The late 80s and early 90s were a positive and hopeful period for Istomin. One might have thought that he would once again be recognized as one of the greatest pianists of his time. There were many examples of distinguished musicians who had been neglected for a while, but who regained the place they should never have lost. His new programs were very well received by the audiences and critics. Media interest had been aroused, and not only due to the old-fashioned “truck tours”, that long series of concerts he gave throughout the United States while travelling with his own pianos. His two recitals at Carnegie Hall, in February 1989 and December 1990, were sold out and received standing ovations.

His recitals and concerts in Washington were always a highlight in the capital. In Europe, the situation was also quite promising. Italy welcomed him very warmly year after year. UK cheered him in October 1990 during a long tour with Mozart’s Concerto K. 467 conducted by Stanislaw Skrowaczewski. Switzerland was very faithful to him and after a splendid recital in September 1989, the Montreux Festival planned to give him carte blanche for a subsequent edition. In France, he seemed to have been rediscovered. In May 1990, he took part in the Evian Festival which celebrated Isaac Stern’s seventieth birthday, playing the Beethoven Third Concerto under David Stern conducting the Curtis Orchestra. He also performed the Archduke Trio with Isaac Stern and Mstislav Rostropovich which was the highlight of the festival.

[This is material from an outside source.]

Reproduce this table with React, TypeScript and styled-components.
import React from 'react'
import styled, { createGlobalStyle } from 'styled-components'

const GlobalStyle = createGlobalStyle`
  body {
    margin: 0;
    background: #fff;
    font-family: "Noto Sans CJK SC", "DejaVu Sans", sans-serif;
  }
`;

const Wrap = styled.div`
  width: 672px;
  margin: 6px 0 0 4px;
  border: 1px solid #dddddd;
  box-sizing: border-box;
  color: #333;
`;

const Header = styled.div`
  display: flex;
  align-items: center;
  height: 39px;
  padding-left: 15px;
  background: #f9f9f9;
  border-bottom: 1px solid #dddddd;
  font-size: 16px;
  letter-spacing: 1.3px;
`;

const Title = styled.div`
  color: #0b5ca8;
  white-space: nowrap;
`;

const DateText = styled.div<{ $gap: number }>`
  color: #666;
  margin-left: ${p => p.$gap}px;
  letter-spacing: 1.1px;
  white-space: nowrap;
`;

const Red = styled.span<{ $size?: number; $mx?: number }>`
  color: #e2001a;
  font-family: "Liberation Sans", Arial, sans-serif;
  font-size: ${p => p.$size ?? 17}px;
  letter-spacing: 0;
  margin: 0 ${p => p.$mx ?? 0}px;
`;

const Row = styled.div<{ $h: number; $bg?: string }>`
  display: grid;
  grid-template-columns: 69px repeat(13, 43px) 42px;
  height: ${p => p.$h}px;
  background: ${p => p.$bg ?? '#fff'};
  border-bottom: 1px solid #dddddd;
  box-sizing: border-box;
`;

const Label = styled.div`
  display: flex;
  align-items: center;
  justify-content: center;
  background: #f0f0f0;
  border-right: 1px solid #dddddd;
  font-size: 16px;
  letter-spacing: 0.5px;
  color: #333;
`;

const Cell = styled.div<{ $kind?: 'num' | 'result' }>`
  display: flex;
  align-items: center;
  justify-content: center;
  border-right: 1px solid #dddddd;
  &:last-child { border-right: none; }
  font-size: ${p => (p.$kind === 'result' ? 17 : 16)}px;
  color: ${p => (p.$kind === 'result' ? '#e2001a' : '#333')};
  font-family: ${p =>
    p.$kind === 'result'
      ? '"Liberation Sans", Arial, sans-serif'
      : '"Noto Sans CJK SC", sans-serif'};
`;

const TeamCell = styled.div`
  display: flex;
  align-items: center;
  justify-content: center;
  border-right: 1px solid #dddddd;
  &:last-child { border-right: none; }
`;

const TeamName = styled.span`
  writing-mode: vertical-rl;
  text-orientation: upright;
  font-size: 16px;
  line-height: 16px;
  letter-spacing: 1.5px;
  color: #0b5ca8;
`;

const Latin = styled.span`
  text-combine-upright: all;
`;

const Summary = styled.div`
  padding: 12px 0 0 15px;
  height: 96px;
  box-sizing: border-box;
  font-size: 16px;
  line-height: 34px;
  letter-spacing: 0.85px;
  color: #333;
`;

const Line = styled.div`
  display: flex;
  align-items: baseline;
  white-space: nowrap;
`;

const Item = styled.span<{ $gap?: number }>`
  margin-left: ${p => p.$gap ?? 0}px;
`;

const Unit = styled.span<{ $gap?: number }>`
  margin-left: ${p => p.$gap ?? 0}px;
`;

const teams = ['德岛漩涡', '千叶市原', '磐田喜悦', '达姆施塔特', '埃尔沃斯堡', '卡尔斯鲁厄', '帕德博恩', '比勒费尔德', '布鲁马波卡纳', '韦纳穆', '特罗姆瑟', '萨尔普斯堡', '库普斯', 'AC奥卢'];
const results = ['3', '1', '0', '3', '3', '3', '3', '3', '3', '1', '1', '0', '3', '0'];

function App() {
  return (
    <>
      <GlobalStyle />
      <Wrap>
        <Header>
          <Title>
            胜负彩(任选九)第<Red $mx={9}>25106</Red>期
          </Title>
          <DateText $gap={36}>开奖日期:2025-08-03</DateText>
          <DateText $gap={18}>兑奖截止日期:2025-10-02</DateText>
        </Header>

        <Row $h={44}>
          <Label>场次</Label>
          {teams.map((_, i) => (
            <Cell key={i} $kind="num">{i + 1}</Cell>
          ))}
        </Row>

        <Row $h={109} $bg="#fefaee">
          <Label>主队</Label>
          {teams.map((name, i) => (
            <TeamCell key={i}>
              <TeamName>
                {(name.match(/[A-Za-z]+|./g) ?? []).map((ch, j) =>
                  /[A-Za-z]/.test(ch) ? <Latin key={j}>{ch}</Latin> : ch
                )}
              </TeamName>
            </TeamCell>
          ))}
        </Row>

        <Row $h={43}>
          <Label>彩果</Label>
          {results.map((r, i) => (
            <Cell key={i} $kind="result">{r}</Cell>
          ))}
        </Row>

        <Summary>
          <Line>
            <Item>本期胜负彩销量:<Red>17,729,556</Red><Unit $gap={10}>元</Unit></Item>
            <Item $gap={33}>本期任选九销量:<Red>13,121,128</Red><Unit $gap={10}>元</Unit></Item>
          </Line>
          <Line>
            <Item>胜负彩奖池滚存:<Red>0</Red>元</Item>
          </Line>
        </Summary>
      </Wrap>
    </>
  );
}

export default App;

In October 1991, his Beethoven recital at the Théâtre des Champs-Elysées was a great success. Pierre Petit’s review in Le Figaro, was ecstatic: “Eugène Istomin has a keen sense of narrative, which leads him to adopt, even in polyphony, a wonderful coherence. It’s superb both in poise and sensitivity… In the Sonata Opus 110, it is the triumph of architecture, an almost whispered fugue with a tremendous impact.”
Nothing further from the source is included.